障害者の運動不足を解消するために30年以上前から活動しているのが春日井中央ライオンズクラブ(村山和幸会長/89人)だ。クラブではもともと障害者施設を対象に物品寄贈などの奉仕活動をしていた。その中で障害者が楽しめる場を提供出来ないかという意見が出た。物品を寄贈したり、交流したりといった活動ももちろん有意義で大切なことだが、当時から障害者はなかなか運動する機会がない状況にあった。そこで、「いい汗流そう大会」というスポーツ、レクリエーションを行う大会が検討され、1988年に第1回が開催されたのである。

大会の開催に当たってクラブは障害者の家族にも一緒に参加してもらうことにした。運動を楽しんでいる姿を家族に見てもらうのは双方にとっても良いと考えたのだ。そんな中で、障害を持つ人の家族は、そのサポートに忙しく、運動を楽しむ時間が持てない場合もあり、家族にとっても良い機会になることが分かった。また、家族で一緒に運動する機会というのは健常者であろうと障害者であろうとなかなかあるものではない。家族にとっても良い思い出になる。第1回大会は大好評を博し、以後毎年11月に実施している。
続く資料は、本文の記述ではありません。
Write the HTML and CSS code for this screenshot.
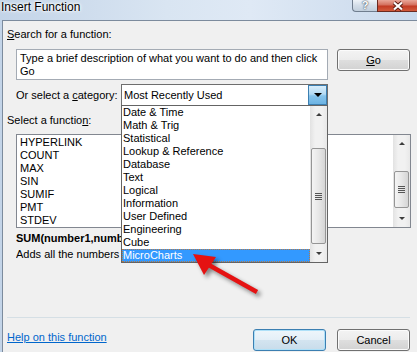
FILE: index.html
```html
<!DOCTYPE html>
<html lang="en">
<head>
    <meta charset="UTF-8">
    <title>Insert Function</title>
    <link rel="stylesheet" href="styles.css">
</head>
<body>
    <div class="window">
        <div class="titlebar">
            <span class="title">Insert Function</span>
            <div class="caption-buttons">
                <span class="cap help">?</span>
                <span class="cap close">
                    <svg width="14" height="10" viewBox="0 0 14 10">
                        <path d="M3 1.5 L11 8.5 M11 1.5 L3 8.5" stroke="#5a1d14" stroke-width="4" fill="none"/>
                        <path d="M3 1.5 L11 8.5 M11 1.5 L3 8.5" stroke="#fff" stroke-width="2.2" fill="none"/>
                    </svg>
                </span>
            </div>
        </div>

        <div class="dialog">
            <div class="label"><u>S</u>earch for a function:</div>
            <div class="search-row">
                <div class="search-box">Type a brief description of what you want to do and then click<br>Go</div>
                <button class="btn go"><u>G</u>o</button>
            </div>

            <div class="category-row">
                <span class="cat-label">Or select a <u>c</u>ategory:</span>
                <div class="combo">
                    <span>Most Recently Used</span>
                    <span class="combo-btn"><i class="tri-down"></i></span>
                </div>
            </div>

            <div class="label fn-label">Select a functio<u>n</u>:</div>
            <div class="listbox">
                <ul class="items">
                    <li>HYPERLINK</li>
                    <li>COUNT</li>
                    <li>MAX</li>
                    <li>SIN</li>
                    <li>SUMIF</li>
                    <li>PMT</li>
                    <li>STDEV</li>
                </ul>
                <div class="scrollbar">
                    <span class="sb-arrow"><i class="tri-up"></i></span>
                    <div class="sb-track">
                        <div class="sb-thumb list-thumb"><i class="grip"></i></div>
                    </div>
                    <span class="sb-arrow"><i class="tri-down small"></i></span>
                </div>
            </div>

            <!-- the open list hides the rest of these two lines -->
            <div class="syntax">SUM(number1,number2,...)</div>
            <div class="desc">Adds all the numbers in a range of cells.</div>

            <div class="separator"></div>

            <div class="footer">
                <a class="help-link" href="#">Help on this function</a>
                <div class="buttons">
                    <button class="btn ok">OK</button>
                    <button class="btn">Cancel</button>
                </div>
            </div>
        </div>

        <!-- open category list, drawn over the dialog -->
        <div class="dropdown">
            <ul class="items">
                <li>Date &amp; Time</li>
                <li>Math &amp; Trig</li>
                <li>Statistical</li>
                <li>Lookup &amp; Reference</li>
                <li>Database</li>
                <li>Text</li>
                <li>Logical</li>
                <li>Information</li>
                <li>User Defined</li>
                <li>Engineering</li>
                <li>Cube</li>
                <li class="selected">MicroCharts</li>
            </ul>
            <div class="scrollbar">
                <span class="sb-arrow"><i class="tri-up"></i></span>
                <div class="sb-track">
                    <div class="sb-thumb drop-thumb"><i class="grip"></i></div>
                </div>
                <span class="sb-arrow"><i class="tri-down small"></i></span>
            </div>
        </div>

        <svg class="arrow" width="417" height="352" viewBox="0 0 417 352">
            <line x1="207" y1="264" x2="257" y2="292" stroke="#e51212" stroke-width="4.5"/>
            <polygon points="193,254 216,257 204,275" fill="#e51212"/>
        </svg>
    </div>
</body>
</html>
```

FILE: styles.css
```css
body {
    margin: 0;
    font-family: "Liberation Sans", Arial, sans-serif;
    font-size: 11px;
    color: #000;
    background: #f0f0f0;
    overflow: hidden;
}
ul {
    list-style: none;
    margin: 0;
    padding: 0;
}
.window {
    position: relative;
    width: 417px;
    height: 352px;
    overflow: hidden;
    background: linear-gradient(to right, #c3d4e8, #d9e5f2 40%, #dfe9f5 60%, #c9d9ec);
}
.titlebar {
    height: 20px;
    display: flex;
    justify-content: space-between;
    align-items: flex-start;
}
.title {
    font-size: 12px;
    line-height: 15px;
    padding-left: 1px;
    text-shadow: 0 0 5px #fff, 0 0 3px #fff, 0 0 2px #fff;
}
.caption-buttons {
    display: flex;
}
.cap {
    height: 12px;
    box-sizing: border-box;
    display: flex;
    align-items: center;
    justify-content: center;
}
.help {
    width: 25px;
    border: 1px solid #6f7d8e;
    border-top: none;
    border-right: none;
    border-radius: 0 0 0 4px;
    background: linear-gradient(#eef3f8, #d3dde8 50%, #c2cfdd);
    color: #fff;
    font-weight: bold;
    font-size: 11px;
    line-height: 11px;
    text-shadow: 0 0 1px #3d4a5a, 0 0 2px #3d4a5a;
}
.close {
    width: 40px;
    border: 1px solid #6b2a20;
    border-top: none;
    border-right: none;
    background: linear-gradient(#e9a799, #d4705e 45%, #c23b24 55%, #d25a3c);
}
.dialog {
    height: 331px;
    margin-left: 2px;
    padding: 0 7px 0 4px;
    border-left: 1px solid #7c8b9d;
    border-top: 1px solid #7c8b9d;
    background: #f0f0f0;
}
.label {
    margin-top: 7px;
    line-height: 13px;
}
.search-row {
    display: flex;
    align-items: flex-start;
    margin-top: 8px;
}
.search-box {
    width: 312px;
    height: 31px;
    box-sizing: border-box;
    margin-left: 9px;
    padding: 2px 3px;
    border: 1px solid #a4abb4;
    background: #fff;
    line-height: 13px;
}
.btn {
    width: 73px;
    height: 22px;
    box-sizing: border-box;
    padding: 0;
    border: 1px solid #707070;
    border-radius: 3px;
    background: linear-gradient(#f3f3f3, #ececec 48%, #dedede 52%, #d2d2d2);
    box-shadow: inset 0 0 0 1px #fbfbfb;
    font: inherit;
    color: #000;
}
.go {
    margin-left: 9px;
}
.ok {
    border-color: #3c7fb1;
    box-shadow: inset 0 0 0 1px #aee0f8;
    background: linear-gradient(#eef6fb, #e4eff7 48%, #d3e4f0 52%, #c8dcea);
}
.category-row {
    display: flex;
    align-items: center;
    margin-top: 4px;
}
.cat-label {
    width: 105px;
    margin-left: 9px;
}
.combo {
    width: 207px;
    height: 22px;
    box-sizing: border-box;
    display: flex;
    align-items: center;
    padding-left: 2px;
    border: 1px solid #6e6e6e;
    background: #fff;
}
.combo-btn {
    align-self: stretch;
    width: 17px;
    margin: 0 0 0 auto;
    border: 1px solid #3c7fb1;
    background: linear-gradient(#d9eefb, #b3daf3 45%, #86c4ec 55%, #6cb3e3);
    display: flex;
    align-items: center;
    justify-content: center;
}
.tri-down {
    width: 0;
    height: 0;
    border-left: 4px solid transparent;
    border-right: 4px solid transparent;
    border-top: 4px solid #000;
}
.tri-down.small {
    border-top-color: #3c3c3c;
    border-left-width: 3px;
    border-right-width: 3px;
    border-top-width: 3px;
}
.tri-up {
    width: 0;
    height: 0;
    border-left: 3px solid transparent;
    border-right: 3px solid transparent;
    border-bottom: 3px solid #3c3c3c;
}
.fn-label {
    margin-top: 8px;
}
.listbox {
    width: 395px;
    height: 94px;
    box-sizing: border-box;
    margin: 7px 0 0 9px;
    border: 1px solid #828790;
    background: #fff;
    display: flex;
}
.listbox .items {
    flex: 1;
    padding: 1px 3px;
    line-height: 13px;
}
.scrollbar {
    width: 17px;
    display: flex;
    flex-direction: column;
    background: linear-gradient(to right, #e2e2e2, #f1f1f1 30%, #f1f1f1 70%, #e8e8e8);
}
.sb-arrow {
    height: 17px;
    flex: none;
    display: flex;
    align-items: center;
    justify-content: center;
}
.sb-track {
    flex: 1;
    padding: 0 1px;
}
.sb-thumb {
    box-sizing: border-box;
    border: 1px solid #959595;
    border-radius: 2px;
    background: linear-gradient(to right, #f4f4f4, #e7e7e7 50%, #d5d5d5);
    display: flex;
    align-items: center;
    justify-content: center;
}
.list-thumb {
    margin-top: 19px;
    height: 37px;
}
.drop-thumb {
    margin-top: 25px;
    height: 96px;
}
.grip {
    width: 7px;
    height: 7px;
    background: repeating-linear-gradient(#555 0 1px, transparent 1px 2px);
}
.syntax,
.desc {
    width: 105px;
    margin-left: 9px;
    line-height: 13px;
    white-space: nowrap;
    overflow: hidden;
}
.syntax {
    margin-top: 4px;
    font-weight: bold;
}
.desc {
    margin-top: 3px;
}
.separator {
    height: 1px;
    margin-top: 56px;
    background: #d5dfe5;
}
.footer {
    display: flex;
    margin-top: 11px;
}
.help-link {
    margin-top: 2px;
    line-height: 13px;
    color: #0066cc;
}
.buttons {
    display: flex;
    gap: 11px;
    margin-left: auto;
}
.dropdown {
    position: absolute;
    left: 121px;
    top: 105px;
    width: 207px;
    height: 158px;
    box-sizing: border-box;
    border: 1px solid #646464;
    background: #fff;
    display: flex;
}
.dropdown .items {
    flex: 1;
    line-height: 13px;
    overflow: hidden;
}
.dropdown li {
    padding-left: 1px;
}
.dropdown li.selected {
    background: #3399ff;
    color: #fff;
    line-height: 11px;
    padding-left: 0;
    border: 1px dotted #b77a45;
}
.arrow {
    position: absolute;
    left: 0;
    top: 0;
    pointer-events: none;
    filter: drop-shadow(3px 3px 2px rgba(0, 0, 0, 0.45));
}
```
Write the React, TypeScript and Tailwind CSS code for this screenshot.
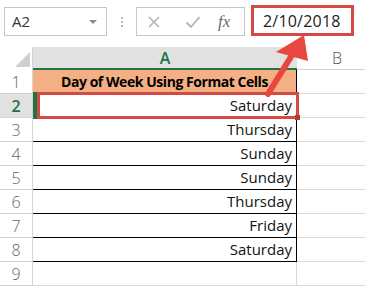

中には第1回から毎年参加している常連さんもいるというから驚きだ。

いい汗流そう大会は市のスポーツ推進委員連絡協議会に協力してもらっている。クラブだけでは障害者の安全を担保するのは難しい。競技についても専門知識のある協力者がいることで、スムーズに実施出来る。実施している競技は、カーリングを床で行うカローリング、輪投げなど。最後はみんなでパン食い競争をするのが定番だ。パン食い競争だけは全員で一斉に行うが、それ以外はそれぞれが好きな順番で参加する。体育館をいくつかのセクションに分け、同時に多くの人が競技に参加出来るよう工夫しているのだ。参加者はスコアシートを手に、各競技を回る。このスコアシートはおみやげにもなる。特に賞品などが出るわけではないが、毎年ほぼ同じ競技を行っているため、昨年の自分のスコアと見比べて楽しむことも出来るのだ。

ライオンズのメンバーは道具を参加者に渡す役や、各競技後の片付け、スコアシートの記入などを行う。多くの常連さんが楽しみにしてくれており、その笑顔にメンバーたちも自然と笑みがこぼれる。閉会しても興奮冷めやらぬ、といった参加者たちを見ると、この事業に誇りを感じるという。

30年続いているこの事業。参加している障害者の方々の平均年齢も上がってきた。高齢化すればするほど、運動をする機会が減ってくる。もちろん年に一度のいい汗流そう大会だけで運動不足解消にはならないが、ここで体を動かすことに楽しみを見いだして、普段の運動習慣のきっかけになればとクラブでは考えている。クラブでは40年、50年と続く事業として継続していくつもりだ。

「もうやめたら怒られちゃうくらいみんな楽しみにしてるんだ。だから永遠事業だよ」
16年の取材時にインタビューをしたメンバーの言葉が耳に残っている。今回、この記事を書くに当たって当時のインタビューの録音を聞き直したが、参加者の方々の楽しそうな声が途切れず入っており、皆がうれしさを爆発させていた体育館の光景が目の前によみがえってきた。この事業が行われる11月には新型コロナウイルスの勢いが弱まり、安心して実施出来るようになることを祈っている。